People were born into their faction. They married within it. They rioted for it. In 532 CE, Blues and Greens briefly united against Emperor Justinian in what became known as the Nika Riots — five days of urban warfare that killed somewhere between 30,000 and 50,000 people and burned half of Constantinople to the ground. The immediate trigger was a chariot race. The actual fuel was decades of economic grievance, political resentment, and the very human need to have a tribe that tells you who you are.

Justinian's response, once his general Belisarius had slaughtered the rioters in the Hippodrome, was instructive: he kept the factions. He didn't dissolve them. He weaponized them. A divided population is harder to organize against you.

The Theology Was Never Really About Theology

Byzantium is famous — or infamous — for its theological disputes. Iconoclasm. Monophysitism. The filioque controversy. Generations of historians have written millions of words about whether Byzantine citizens genuinely cared whether Christ had one nature or two, or whether the Holy Spirit proceeded from the Father alone or from the Father and the Son.

The short answer, backed by the historical record, is: sometimes, a little, but mostly no.

What the theological disputes actually mapped onto was regional identity, ethnic belonging, and economic competition. The Monophysite heresy — the belief that Christ had a single, divine nature rather than two — was overwhelmingly concentrated in Egypt, Syria, and the eastern provinces. Those were also the provinces that resented Constantinople's tax extraction, felt culturally distinct from the Greek-speaking capital, and had grievances that had nothing to do with Christology.

The theology was a flag. It told you which team someone was on without requiring anyone to say the quiet parts out loud. Sound familiar? It should. The mechanism — using a symbolic cultural marker as a proxy for an underlying tribal identity rooted in economic anxiety — is not a Byzantine invention. It's a feature of human social cognition that shows up every time a complex society develops enough internal tension to need a release valve.

How Byzantine Emperors Learned to Play the Game

The smarter Byzantine emperors figured out something that modern political consultants have independently rediscovered: you don't need to solve people's problems if you can redirect their anger. You just need a convincing enemy.
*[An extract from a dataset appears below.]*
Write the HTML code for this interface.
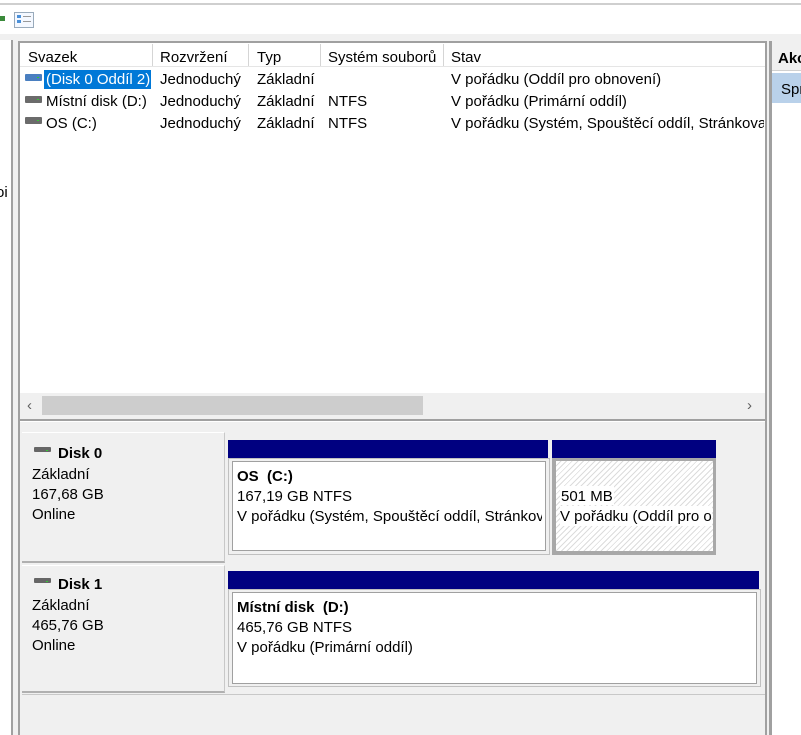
<!DOCTYPE html>
<html><head><meta charset="utf-8"><style>
*{margin:0;padding:0;box-sizing:border-box}
body{width:801px;height:735px;overflow:hidden;background:#f0f0f0;font-family:"Liberation Sans",sans-serif;font-size:15px;color:#000;position:relative}
.a{position:absolute}
.t{position:absolute;white-space:nowrap;line-height:19px}
.b{font-weight:bold}
.hdiv{position:absolute;top:44px;width:1px;height:22px;background:#d5d5d5}
.ico{position:absolute;width:17px;height:7px;background:#6b6b6b;border-radius:1px}
.ico:after{content:"";position:absolute;right:3px;top:3px;width:2px;height:1px;background:#3c3}
</style></head><body>
<div class="a" style="left:0;top:0;width:801px;height:34px;background:#fff;border-top:1px solid #fff"></div>
<div class="a" style="left:0;top:3px;width:801px;height:2px;background:#cfcfcf"></div>
<div class="a" style="left:0;top:16px;width:5px;height:5px;background:#3a8a3a"></div>
<div class="a" style="left:14px;top:12px;width:20px;height:16px;border:1px solid #9ab;background:#f4f8ff"></div>
<div class="a" style="left:17px;top:15px;width:4px;height:3px;background:#4a90d9"></div>
<div class="a" style="left:17px;top:20px;width:4px;height:3px;background:#4a90d9"></div>
<div class="a" style="left:23px;top:16px;width:8px;height:1px;background:#999"></div>
<div class="a" style="left:23px;top:21px;width:8px;height:1px;background:#999"></div>
<div class="a" style="left:0;top:40px;width:13px;height:695px;background:#fff;border-right:2px solid #a0a0a0"></div>
<div class="t" style="left:-4px;top:183px">oi</div>
<div class="a" style="left:18px;top:41px;width:749px;height:694px;border:2px solid #a0a0a0;border-bottom:none;background:#f0f0f0"></div>
<div class="a" style="left:20px;top:43px;width:745px;height:350px;background:#fff"></div>
<div class="a" style="left:20px;top:43px;width:745px;height:24px;background:#fff;border-bottom:1px solid #e5e5e5"></div>
<div class="hdiv" style="left:152px"></div><div class="hdiv" style="left:248px"></div><div class="hdiv" style="left:320px"></div><div class="hdiv" style="left:443px"></div>
<div class="t" style="left:28px;top:48px">Svazek</div>
<div class="t" style="left:160px;top:48px">Rozvržení</div>
<div class="t" style="left:257px;top:48px">Typ</div>
<div class="t" style="left:328px;top:48px">Systém souborů</div>
<div class="t" style="left:451px;top:48px">Stav</div>
<div class="ico" style="left:25px;top:74px;background:#4a7fc0"></div>
<div class="a" style="left:44px;top:70px;width:107px;height:19px;background:#0078d7"></div>
<div class="t" style="left:46px;top:70px;color:#fff">(Disk 0 Oddíl 2)</div>
<div class="ico" style="left:25px;top:96px"></div>
<div class="t" style="left:46px;top:92px">Místní disk (D:)</div>
<div class="ico" style="left:25px;top:117px"></div>
<div class="t" style="left:46px;top:114px">OS (C:)</div>
<div class="t" style="left:160px;top:70px">Jednoduchý</div><div class="t" style="left:257px;top:70px">Základní</div><div class="t" style="left:451px;top:70px">V pořádku (Oddíl pro obnovení)</div>
<div class="t" style="left:160px;top:92px">Jednoduchý</div><div class="t" style="left:257px;top:92px">Základní</div><div class="t" style="left:328px;top:92px">NTFS</div><div class="t" style="left:451px;top:92px">V pořádku (Primární oddíl)</div>
<div class="t" style="left:160px;top:114px">Jednoduchý</div><div class="t" style="left:257px;top:114px">Základní</div><div class="t" style="left:328px;top:114px">NTFS</div>
<div class="a" style="left:451px;top:114px;width:313px;overflow:hidden;white-space:nowrap;line-height:19px">V pořádku (Systém, Spouštěcí oddíl, Stránkovací</div>
<div class="a" style="left:20px;top:395px;width:745px;height:21px;background:#f0f0f0"></div>
<div class="a" style="left:42px;top:396px;width:381px;height:19px;background:#cdcdcd"></div>
<div class="t" style="left:27px;top:396px;color:#606060">‹</div>
<div class="t" style="left:747px;top:396px;color:#606060">›</div>
<div class="a" style="left:20px;top:419px;width:745px;height:3px;border-top:2px solid #a0a0a0;border-bottom:1px solid #fff"></div>
<div class="a" style="left:22px;top:432px;width:203px;height:131px;background:#f0f0f0;border-right:1px solid #c8c8c8;border-bottom:2px solid #b0b0b0;border-top:1px solid #fff"></div>
<div class="ico" style="left:34px;top:447px;height:5px;background:#666"></div>
<div class="t b" style="left:58px;top:444px">Disk 0</div>
<div class="t" style="left:32px;top:465px">Základní</div>
<div class="t" style="left:32px;top:485px">167,68 GB</div>
<div class="t" style="left:32px;top:505px">Online</div>
<div class="a" style="left:228px;top:440px;width:320px;height:18px;background:#000080"></div>
<div class="a" style="left:552px;top:440px;width:164px;height:18px;background:#000080"></div>
<div class="a" style="left:228px;top:458px;width:322px;height:97px;background:#f0f0f0;border:1px solid #c0c0c0"></div>
<div class="a" style="left:232px;top:461px;width:314px;height:90px;background:#fff;border:1px solid #a0a0a0"></div>
<div class="t b" style="left:237px;top:467px">OS&nbsp; (C:)</div>
<div class="t" style="left:237px;top:487px">167,19 GB NTFS</div>
<div class="a" style="left:237px;top:507px;width:305px;overflow:hidden;white-space:nowrap;line-height:19px">V pořádku (Systém, Spouštěcí oddíl, Stránkovací</div>
<div class="a" style="left:552px;top:458px;width:164px;height:97px;background:#a8a8a8"></div>
<div class="a" style="left:556px;top:461px;width:157px;height:90px;background:repeating-linear-gradient(135deg,#fff 0 3px,#dcdcdc 3px 4px)"></div>
<div class="a" style="left:560px;top:486px;width:54px;height:19px;background:#fff"></div>
<div class="t" style="left:561px;top:487px">501 MB</div>
<div class="a" style="left:560px;top:506px;width:152px;height:20px;background:#fff;overflow:hidden;white-space:nowrap;line-height:19px;padding-top:1px">V pořádku (Oddíl pro obnovení)</div>
<div class="a" style="left:22px;top:565px;width:203px;height:128px;background:#f0f0f0;border-right:1px solid #c8c8c8;border-bottom:2px solid #b0b0b0;border-top:1px solid #fff"></div>
<div class="ico" style="left:34px;top:578px;height:5px;background:#666"></div>
<div class="t b" style="left:58px;top:575px">Disk 1</div>
<div class="t" style="left:32px;top:596px">Základní</div>
<div class="t" style="left:32px;top:616px">465,76 GB</div>
<div class="t" style="left:32px;top:636px">Online</div>
<div class="a" style="left:228px;top:571px;width:531px;height:18px;background:#000080"></div>
<div class="a" style="left:228px;top:589px;width:533px;height:98px;background:#f0f0f0;border:1px solid #c0c0c0"></div>
<div class="a" style="left:232px;top:592px;width:525px;height:92px;background:#fff;border:1px solid #a0a0a0"></div>
<div class="t b" style="left:237px;top:598px">Místní disk&nbsp; (D:)</div>
<div class="t" style="left:237px;top:618px">465,76 GB NTFS</div>
<div class="t" style="left:237px;top:638px">V pořádku (Primární oddíl)</div>
<div class="a" style="left:22px;top:694px;width:743px;height:1px;background:#c8c8c8"></div>
<div class="a" style="left:769px;top:41px;width:3px;height:694px;background:#a0a0a0"></div>
<div class="a" style="left:772px;top:43px;width:29px;height:692px;background:#fff"></div>
<div class="a" style="left:772px;top:43px;width:29px;height:28px;background:#f0f0f0;border-bottom:1px solid #d0d0d0"></div>
<div class="t b" style="left:778px;top:49px">Akce</div>
<div class="a" style="left:772px;top:73px;width:29px;height:30px;background:#b9d1ea"></div>
<div class="t" style="left:781px;top:80px">Správa</div>
</body></html>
Emperor Leo III launched the Iconoclast movement in 726 CE — ordering the destruction of religious images — and historians still argue about his actual motivations. Some say he was theologically sincere. Others point out that the Iconoclast policy conveniently allowed him to seize enormous wealth from monasteries, undercut the political power of the church, and unify his military class (who were disproportionately from image-skeptical eastern provinces) against the Roman papacy and the monk-heavy western establishment.

The population spent the next century and a half in violent, sometimes lethal disagreement about whether a painting of a saint constituted idolatry. The emperor's treasury got fuller. The church's political independence got weaker. The actual economic conditions that made ordinary Byzantines miserable — tax burdens, military conscription, grain prices — went largely unaddressed.
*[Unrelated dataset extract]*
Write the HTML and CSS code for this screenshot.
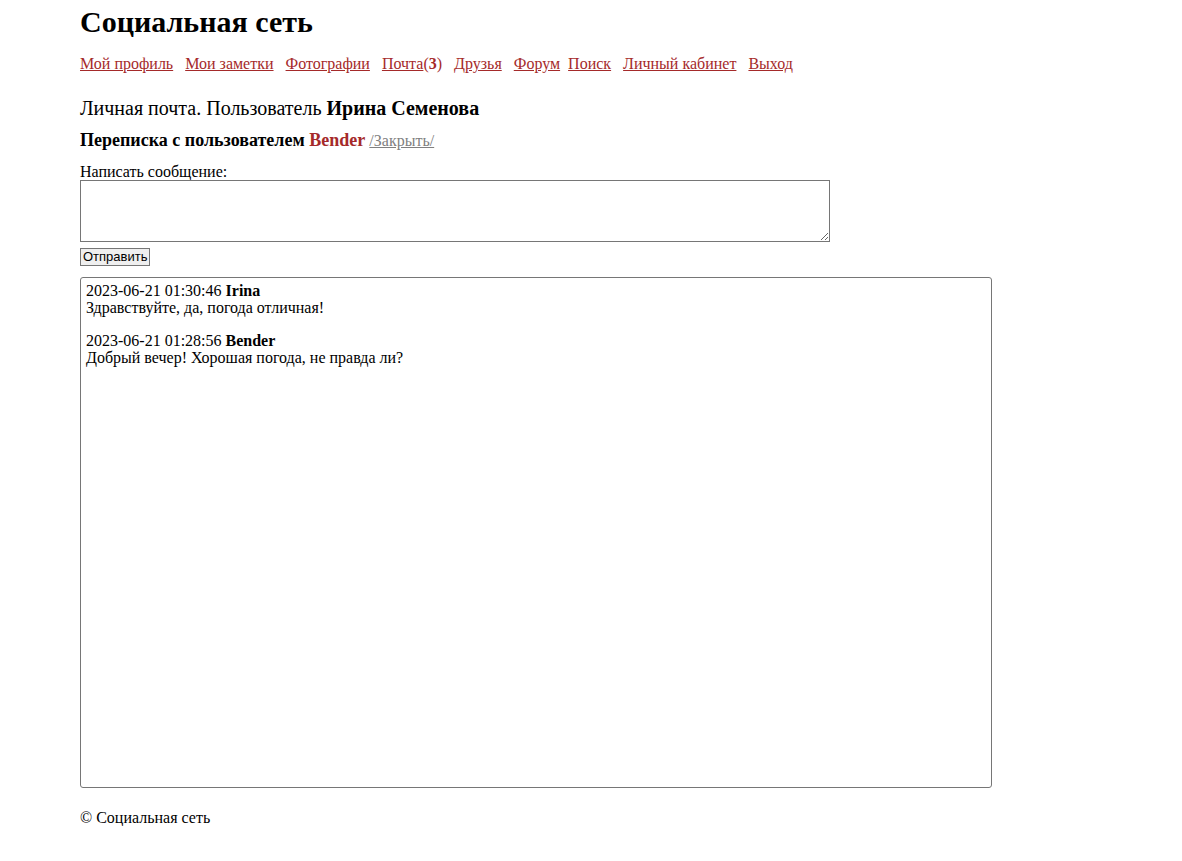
FILE: index.html
```html
<!DOCTYPE html>
<html lang="ru">
<head>
<meta charset="utf-8">
<title>Социальная сеть</title>
<link rel="stylesheet" href="styles.css">
</head>
<body>
<div class="page">
  <h1 class="title">Социальная сеть</h1>
  <nav class="nav">
    <a href="#">Мой профиль</a>
    <a href="#">Мои заметки</a>
    <a href="#">Фотографии</a>
    <span class="mail"><a href="#">Почта</a>(<b>3</b>)</span>
    <a href="#">Друзья</a>
    <a href="#" class="tight">Форум</a>
    <a href="#">Поиск</a>
    <a href="#">Личный кабинет</a>
    <a href="#">Выход</a>
  </nav>
  <h2 class="mail-title">Личная почта. Пользователь <b>Ирина Семенова</b></h2>
  <h3 class="conv">Переписка с пользователем <span class="user">Bender</span> <a href="#" class="close">/Закрыть/</a></h3>
  <form class="form">
    <label class="label">Написать сообщение:</label>
    <textarea class="text"></textarea>
    <button type="button" class="send">Отправить</button>
  </form>
  <div class="messages">
    <div class="msg">
      <div>2023-06-21 01:30:46 <b>Irina</b></div>
      <div>Здравствуйте, да, погода отличная!</div>
    </div>
    <div class="msg">
      <div>2023-06-21 01:28:56 <b>Bender</b></div>
      <div>Добрый вечер! Хорошая погода, не правда ли?</div>
    </div>
  </div>
  <footer class="footer">© Социальная сеть</footer>
</div>
</body>
</html>
```
FILE: styles.css
```css
html, body {
  margin: 0;
  padding: 0;
  background: #fff;
}
body {
  font-family: "Liberation Serif", "Times New Roman", serif;
  font-size: 16px;
  color: #000;
}
.page {
  padding: 0 80px;
}
.title {
  font-size: 30px;
  font-weight: bold;
  margin: 0;
  padding-top: 6px;
  line-height: 32px;
}
.nav {
  margin-top: 17px;
  display: flex;
  gap: 12px;
  line-height: 18px;
}
.nav a {
  color: #a52a2a;
}
.nav .tight {
  margin-right: -4px;
}
.mail {
  color: #a52a2a;
}
.mail-title {
  font-size: 20px;
  font-weight: normal;
  margin: 24px 0 0;
  line-height: 22px;
}
.conv {
  font-size: 18px;
  font-weight: bold;
  margin: 11px 0 0;
  line-height: 20px;
}
.user {
  color: #a52a2a;
}
.close {
  color: #808080;
  font-weight: normal;
  font-size: 16px;
}
.form {
  margin-top: 12px;
  display: flex;
  flex-direction: column;
  align-items: flex-start;
}
.label {
  line-height: 17px;
}
.text {
  width: 750px;
  height: 62px;
  box-sizing: border-box;
  border: 1px solid #767676;
  margin: 0;
  resize: both;
}
.send {
  margin-top: 6px;
  font-family: Arial, "Liberation Sans", sans-serif;
  font-size: 13px;
  padding: 1px 2px;
  border: 1px solid #767676;
  background: #efefef;
  line-height: 14px;
}
.messages {
  margin-top: 11px;
  width: 912px;
  height: 511px;
  box-sizing: border-box;
  border: 1px solid #767676;
  border-radius: 3px;
  padding: 4px 5px;
  line-height: 17px;
  overflow: auto;
}
.msg {
  margin-bottom: 16px;
}
.footer {
  margin-top: 21px;
  line-height: 17px;
}
```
This is not a conspiracy theory. It's just what the historical record shows when you ask the right question: who benefited?
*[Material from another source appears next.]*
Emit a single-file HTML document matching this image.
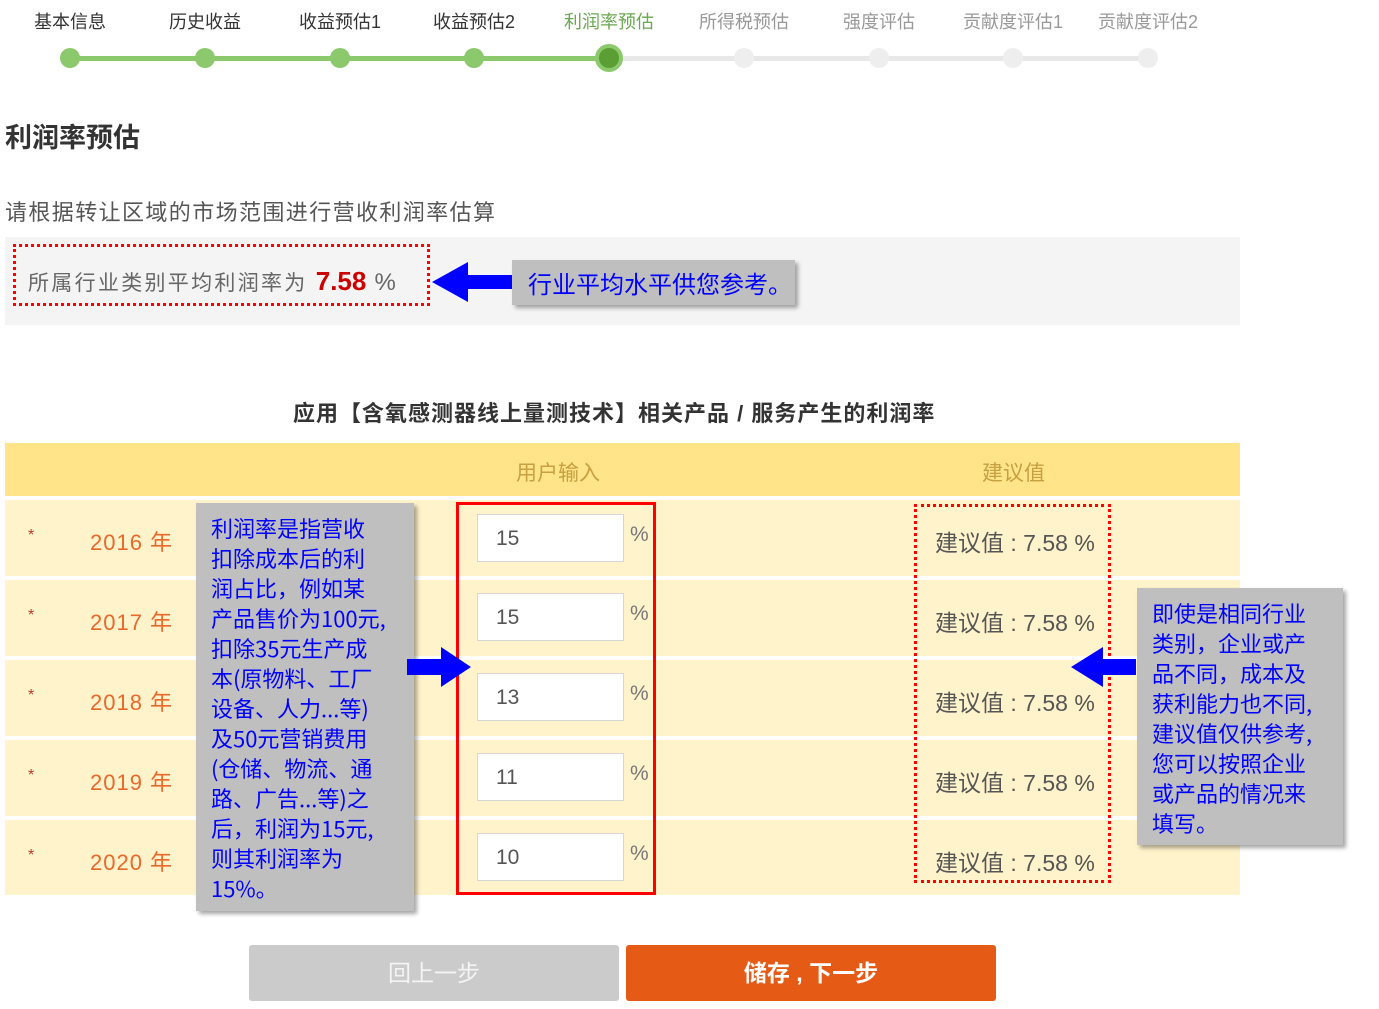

The Psychological Machinery Underneath

Here's where the science comes in, because the history only tells you what happened. The psychology tells you why it keeps working.

Human beings are tribal by deep evolutionary design. We categorize ourselves and others constantly, and we derive genuine psychological comfort from group membership — even when the group is arbitrary. Henri Tajfel's classic social identity experiments in the 1970s showed that people would favor in-group members and disadvantage out-group members even when the groups were formed by coin flip. Completely meaningless group assignment produced real discriminatory behavior within minutes.

Now imagine you're not sorted by a coin flip. You're sorted by something that feels cosmically significant — your religious belief, your cultural identity, your regional heritage. The in-group loyalty and out-group hostility get dramatically stronger. And if you're an emperor, or a political operative, or anyone whose power depends on preventing a broad coalition from forming against you, that tribalism is an extraordinary tool.

Byzantium ran this experiment for a thousand years. The factions changed names and symbols. The theological controversies rotated. The underlying machinery — identity-based conflict serving as a pressure valve for economic and political grievance — stayed remarkably constant.

This Isn't an Argument for Cynicism

The point here isn't that every cultural conflict is fake, or that ordinary people who feel strongly about cultural issues are rubes being manipulated. That's too simple, and it's also historically wrong. Real things were at stake in Byzantine theological disputes — community identity, local autonomy, the distribution of institutional power. Real things are at stake in contemporary American culture conflicts too.

The point is that the form these conflicts take — the intensity, the tribalism, the willingness to prioritize symbolic victories over material ones — is not a product of modern media or smartphone algorithms or any other recent invention. It's what happens when human social psychology meets political actors who understand how to use it.

Byzantium didn't invent the culture war. But it did run the longest controlled experiment in recorded history on how one works, what sustains it, and what it ultimately costs the societies that can't find their way out of it. Constantinople fell in 1453. The Blues and the Greens had been gone for centuries by then, but the habit of mind they represented never really left.

We've got five thousand years of data on this pattern. The question is whether we're going to use it.